Final analysis: pragmatic play, but execution will decide outcomes​

IBM Enterprise Advantage is a credible, pragmatic response to the persistent enterprise problem of 2026: turning promising generative AI pilots into governed, productionized platforms. The offering’s strengths—assetization of consulting IP, multi‑cloud model neutrality, and governance emphasis—match what large, regulated enterprises now ask for when adopting agentic AI.
That said, many of the headline claims are vendor‑reported and the heavy lifting remains operational. Success will hinge on:
  • Rigor in grounding and RAG engineering to avoid hallucinations.
  • Transparent contracts that protect portability and ownership.
  • Strong observability, SRE practices and cost governance.
  • Organizational change to make governance and human‑in‑the‑loop processes sustainable.
Enterprises should treat Enterprise Advantage as a credible option in a shortlist of integrator platforms—but only after insisting on measurable KPIs, migration proofs and contractual protections that convert vendor claims into verifiable, repeatable outcomes.

Conclusion​

IBM’s Enterprise Advantage is an explicit attempt to productize a consulting playbook into a reusable platform for scaling agentic AI across large organizations.
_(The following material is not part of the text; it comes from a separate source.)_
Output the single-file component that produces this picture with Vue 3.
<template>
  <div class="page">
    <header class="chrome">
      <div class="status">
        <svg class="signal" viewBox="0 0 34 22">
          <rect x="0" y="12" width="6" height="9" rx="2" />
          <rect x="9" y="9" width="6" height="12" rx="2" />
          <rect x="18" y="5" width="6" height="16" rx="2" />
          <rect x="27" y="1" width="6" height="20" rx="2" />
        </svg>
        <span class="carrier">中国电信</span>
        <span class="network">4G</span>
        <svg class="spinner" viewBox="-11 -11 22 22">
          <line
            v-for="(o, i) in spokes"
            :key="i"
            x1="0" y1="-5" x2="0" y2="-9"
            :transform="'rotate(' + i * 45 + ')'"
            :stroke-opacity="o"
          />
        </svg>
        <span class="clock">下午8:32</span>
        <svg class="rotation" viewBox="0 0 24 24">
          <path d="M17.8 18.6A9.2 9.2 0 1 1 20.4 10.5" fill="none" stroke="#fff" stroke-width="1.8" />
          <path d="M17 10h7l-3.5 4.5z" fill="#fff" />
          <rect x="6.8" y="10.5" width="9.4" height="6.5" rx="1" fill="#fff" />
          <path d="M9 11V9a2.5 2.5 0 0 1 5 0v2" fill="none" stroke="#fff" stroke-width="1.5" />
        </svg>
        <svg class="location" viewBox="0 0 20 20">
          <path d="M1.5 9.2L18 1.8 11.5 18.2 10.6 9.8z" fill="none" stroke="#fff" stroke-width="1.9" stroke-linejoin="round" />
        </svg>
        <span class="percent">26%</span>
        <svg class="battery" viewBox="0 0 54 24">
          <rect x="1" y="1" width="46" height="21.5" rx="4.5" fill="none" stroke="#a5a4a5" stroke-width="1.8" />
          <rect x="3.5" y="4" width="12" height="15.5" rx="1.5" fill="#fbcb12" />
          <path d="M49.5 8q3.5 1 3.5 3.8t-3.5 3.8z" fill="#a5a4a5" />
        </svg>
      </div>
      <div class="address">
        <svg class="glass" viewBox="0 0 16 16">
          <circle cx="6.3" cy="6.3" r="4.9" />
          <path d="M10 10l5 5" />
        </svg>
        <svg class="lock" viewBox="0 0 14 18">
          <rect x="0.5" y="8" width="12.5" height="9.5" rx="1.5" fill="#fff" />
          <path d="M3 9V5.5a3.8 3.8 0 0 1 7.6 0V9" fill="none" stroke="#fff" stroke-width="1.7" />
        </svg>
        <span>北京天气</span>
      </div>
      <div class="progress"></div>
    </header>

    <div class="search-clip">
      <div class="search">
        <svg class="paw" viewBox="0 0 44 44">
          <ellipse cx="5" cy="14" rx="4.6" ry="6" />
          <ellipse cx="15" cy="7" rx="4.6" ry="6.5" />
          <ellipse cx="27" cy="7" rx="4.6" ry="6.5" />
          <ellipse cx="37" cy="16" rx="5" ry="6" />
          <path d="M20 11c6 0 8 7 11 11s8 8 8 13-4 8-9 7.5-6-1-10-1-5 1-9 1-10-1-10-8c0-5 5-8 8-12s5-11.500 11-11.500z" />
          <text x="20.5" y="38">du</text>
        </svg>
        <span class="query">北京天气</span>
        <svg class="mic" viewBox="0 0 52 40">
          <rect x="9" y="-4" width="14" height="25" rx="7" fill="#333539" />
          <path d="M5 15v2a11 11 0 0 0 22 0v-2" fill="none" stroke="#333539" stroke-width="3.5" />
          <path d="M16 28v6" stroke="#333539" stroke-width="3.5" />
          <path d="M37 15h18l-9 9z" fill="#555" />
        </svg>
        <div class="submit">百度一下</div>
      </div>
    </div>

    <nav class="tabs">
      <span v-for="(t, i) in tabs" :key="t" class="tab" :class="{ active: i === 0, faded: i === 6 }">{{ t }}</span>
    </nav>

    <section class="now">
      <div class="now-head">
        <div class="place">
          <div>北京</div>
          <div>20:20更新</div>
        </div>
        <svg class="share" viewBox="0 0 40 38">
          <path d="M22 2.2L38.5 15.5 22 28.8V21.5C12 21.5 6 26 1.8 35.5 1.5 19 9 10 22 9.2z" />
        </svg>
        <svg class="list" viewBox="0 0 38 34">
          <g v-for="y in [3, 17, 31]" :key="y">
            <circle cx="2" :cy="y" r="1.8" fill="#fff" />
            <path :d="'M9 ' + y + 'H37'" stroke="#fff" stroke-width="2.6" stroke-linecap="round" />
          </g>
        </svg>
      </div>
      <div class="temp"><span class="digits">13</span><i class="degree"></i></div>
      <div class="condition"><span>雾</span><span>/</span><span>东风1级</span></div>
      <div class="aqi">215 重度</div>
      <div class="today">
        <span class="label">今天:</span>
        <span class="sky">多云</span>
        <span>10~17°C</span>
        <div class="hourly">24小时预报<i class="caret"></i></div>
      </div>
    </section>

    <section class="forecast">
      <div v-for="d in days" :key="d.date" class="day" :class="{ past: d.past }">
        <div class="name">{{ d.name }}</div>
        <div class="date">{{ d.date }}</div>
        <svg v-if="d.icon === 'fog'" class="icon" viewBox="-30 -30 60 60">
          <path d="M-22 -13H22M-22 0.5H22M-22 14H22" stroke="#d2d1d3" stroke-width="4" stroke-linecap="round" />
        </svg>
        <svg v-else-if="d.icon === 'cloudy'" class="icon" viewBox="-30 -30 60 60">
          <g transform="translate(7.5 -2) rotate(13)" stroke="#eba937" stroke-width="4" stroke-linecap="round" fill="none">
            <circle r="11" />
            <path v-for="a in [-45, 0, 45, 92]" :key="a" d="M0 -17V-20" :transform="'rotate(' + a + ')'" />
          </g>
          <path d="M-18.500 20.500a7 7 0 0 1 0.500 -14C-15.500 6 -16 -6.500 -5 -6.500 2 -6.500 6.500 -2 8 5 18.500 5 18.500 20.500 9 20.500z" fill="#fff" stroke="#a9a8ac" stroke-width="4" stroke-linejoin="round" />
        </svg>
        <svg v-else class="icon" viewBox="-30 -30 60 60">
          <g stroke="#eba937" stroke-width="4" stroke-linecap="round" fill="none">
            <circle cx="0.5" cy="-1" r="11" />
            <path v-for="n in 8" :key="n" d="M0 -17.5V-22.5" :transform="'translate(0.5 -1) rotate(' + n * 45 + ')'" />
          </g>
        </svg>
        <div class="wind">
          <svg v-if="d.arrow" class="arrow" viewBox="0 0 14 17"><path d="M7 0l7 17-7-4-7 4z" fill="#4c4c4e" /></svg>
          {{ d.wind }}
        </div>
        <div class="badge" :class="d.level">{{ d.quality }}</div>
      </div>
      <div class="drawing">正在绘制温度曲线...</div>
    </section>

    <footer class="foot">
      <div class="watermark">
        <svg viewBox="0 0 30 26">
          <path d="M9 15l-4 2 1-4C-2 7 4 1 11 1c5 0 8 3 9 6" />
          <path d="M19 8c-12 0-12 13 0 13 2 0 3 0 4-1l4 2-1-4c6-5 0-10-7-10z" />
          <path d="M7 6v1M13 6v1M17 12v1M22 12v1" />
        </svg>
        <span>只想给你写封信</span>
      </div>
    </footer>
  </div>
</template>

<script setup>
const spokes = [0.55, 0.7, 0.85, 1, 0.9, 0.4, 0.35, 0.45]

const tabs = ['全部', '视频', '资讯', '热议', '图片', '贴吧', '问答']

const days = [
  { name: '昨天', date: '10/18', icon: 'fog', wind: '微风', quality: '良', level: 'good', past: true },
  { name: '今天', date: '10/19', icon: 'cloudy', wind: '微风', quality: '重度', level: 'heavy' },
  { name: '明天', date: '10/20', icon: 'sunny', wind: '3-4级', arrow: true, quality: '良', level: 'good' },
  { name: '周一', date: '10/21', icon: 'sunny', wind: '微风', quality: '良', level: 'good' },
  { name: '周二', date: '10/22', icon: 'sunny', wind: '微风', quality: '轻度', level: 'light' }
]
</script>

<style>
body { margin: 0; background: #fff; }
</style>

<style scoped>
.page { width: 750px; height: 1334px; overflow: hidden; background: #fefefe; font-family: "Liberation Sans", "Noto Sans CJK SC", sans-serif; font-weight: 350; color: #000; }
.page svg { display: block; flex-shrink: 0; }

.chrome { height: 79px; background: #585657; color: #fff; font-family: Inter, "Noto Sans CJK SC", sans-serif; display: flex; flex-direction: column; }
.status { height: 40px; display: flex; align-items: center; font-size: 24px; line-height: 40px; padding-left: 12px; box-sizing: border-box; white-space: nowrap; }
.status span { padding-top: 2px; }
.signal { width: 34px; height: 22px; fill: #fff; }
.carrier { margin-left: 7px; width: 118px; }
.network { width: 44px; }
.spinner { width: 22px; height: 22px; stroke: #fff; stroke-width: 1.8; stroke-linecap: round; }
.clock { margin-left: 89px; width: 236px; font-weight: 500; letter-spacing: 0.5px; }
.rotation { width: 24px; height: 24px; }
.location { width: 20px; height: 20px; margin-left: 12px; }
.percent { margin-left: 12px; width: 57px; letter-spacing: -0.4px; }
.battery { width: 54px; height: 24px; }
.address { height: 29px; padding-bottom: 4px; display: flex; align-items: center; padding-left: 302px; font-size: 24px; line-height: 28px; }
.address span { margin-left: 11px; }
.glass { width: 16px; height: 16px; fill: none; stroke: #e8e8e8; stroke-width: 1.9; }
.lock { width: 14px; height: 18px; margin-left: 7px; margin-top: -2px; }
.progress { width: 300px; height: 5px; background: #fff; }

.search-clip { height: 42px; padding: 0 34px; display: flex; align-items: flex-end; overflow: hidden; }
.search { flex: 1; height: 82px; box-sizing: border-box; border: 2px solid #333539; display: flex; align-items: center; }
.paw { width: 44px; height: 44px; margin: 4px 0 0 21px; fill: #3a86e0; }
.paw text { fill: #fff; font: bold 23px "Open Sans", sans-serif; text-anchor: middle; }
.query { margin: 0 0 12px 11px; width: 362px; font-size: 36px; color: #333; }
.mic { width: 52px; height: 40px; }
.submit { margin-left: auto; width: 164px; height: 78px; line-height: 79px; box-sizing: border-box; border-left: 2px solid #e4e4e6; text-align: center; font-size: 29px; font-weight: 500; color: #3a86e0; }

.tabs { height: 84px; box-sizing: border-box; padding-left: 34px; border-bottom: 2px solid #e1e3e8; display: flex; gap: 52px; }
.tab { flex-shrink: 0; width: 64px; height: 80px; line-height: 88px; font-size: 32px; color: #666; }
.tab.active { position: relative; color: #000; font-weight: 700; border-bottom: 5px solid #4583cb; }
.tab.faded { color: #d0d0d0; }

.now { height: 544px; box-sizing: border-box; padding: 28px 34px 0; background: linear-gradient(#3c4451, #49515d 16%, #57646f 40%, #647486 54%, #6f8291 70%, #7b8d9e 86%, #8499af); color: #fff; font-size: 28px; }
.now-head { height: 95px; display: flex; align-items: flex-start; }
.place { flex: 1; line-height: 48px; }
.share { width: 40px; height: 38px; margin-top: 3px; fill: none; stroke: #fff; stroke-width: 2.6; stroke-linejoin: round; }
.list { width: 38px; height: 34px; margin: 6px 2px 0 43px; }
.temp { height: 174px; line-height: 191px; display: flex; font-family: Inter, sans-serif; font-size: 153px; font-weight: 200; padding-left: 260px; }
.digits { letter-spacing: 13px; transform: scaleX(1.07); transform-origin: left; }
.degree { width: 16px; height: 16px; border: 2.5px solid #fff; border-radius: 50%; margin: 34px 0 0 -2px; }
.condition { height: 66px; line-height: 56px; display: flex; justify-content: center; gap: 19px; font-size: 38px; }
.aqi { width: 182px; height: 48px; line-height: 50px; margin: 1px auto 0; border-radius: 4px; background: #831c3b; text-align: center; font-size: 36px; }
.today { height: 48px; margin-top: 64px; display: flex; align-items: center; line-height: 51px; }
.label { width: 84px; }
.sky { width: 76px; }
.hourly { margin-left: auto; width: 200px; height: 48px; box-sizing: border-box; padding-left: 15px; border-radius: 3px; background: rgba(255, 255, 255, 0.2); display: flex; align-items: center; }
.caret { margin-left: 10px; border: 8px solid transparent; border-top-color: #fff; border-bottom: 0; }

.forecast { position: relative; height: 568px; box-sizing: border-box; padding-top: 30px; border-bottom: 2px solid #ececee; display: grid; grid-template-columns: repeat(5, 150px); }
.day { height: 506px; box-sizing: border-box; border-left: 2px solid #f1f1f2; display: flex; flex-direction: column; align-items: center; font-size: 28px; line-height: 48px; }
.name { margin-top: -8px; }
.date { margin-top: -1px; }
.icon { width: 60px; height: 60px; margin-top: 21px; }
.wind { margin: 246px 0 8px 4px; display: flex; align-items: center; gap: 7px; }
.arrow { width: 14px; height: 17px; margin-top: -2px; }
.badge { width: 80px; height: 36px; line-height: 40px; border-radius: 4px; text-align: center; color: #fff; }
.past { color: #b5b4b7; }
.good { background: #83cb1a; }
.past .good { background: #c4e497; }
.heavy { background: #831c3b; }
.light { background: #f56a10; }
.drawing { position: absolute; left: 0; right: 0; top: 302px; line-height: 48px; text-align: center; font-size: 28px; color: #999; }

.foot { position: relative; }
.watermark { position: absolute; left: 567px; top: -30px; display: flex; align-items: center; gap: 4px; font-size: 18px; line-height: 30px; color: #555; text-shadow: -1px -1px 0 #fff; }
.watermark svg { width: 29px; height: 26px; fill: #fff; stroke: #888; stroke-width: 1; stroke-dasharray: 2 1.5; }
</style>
Its multi‑cloud, model‑agnostic architecture and governance‑first messaging align with current enterprise priorities, and the product’s pedigree inside IBM Consulting lends credibility to IBM’s claims. However, the real test for CIOs and procurement teams will be in the details: who owns the IP, how portable are the artifacts, how transparent are the ROI calculations, and whether governance and observability are operationalized rather than merely promised. When evaluated with rigorous KPIs, contractual safeguards and a staged pilot approach, Enterprise Advantage can shorten time‑to‑value—but success will depend on disciplined execution, not marketing rhetoric.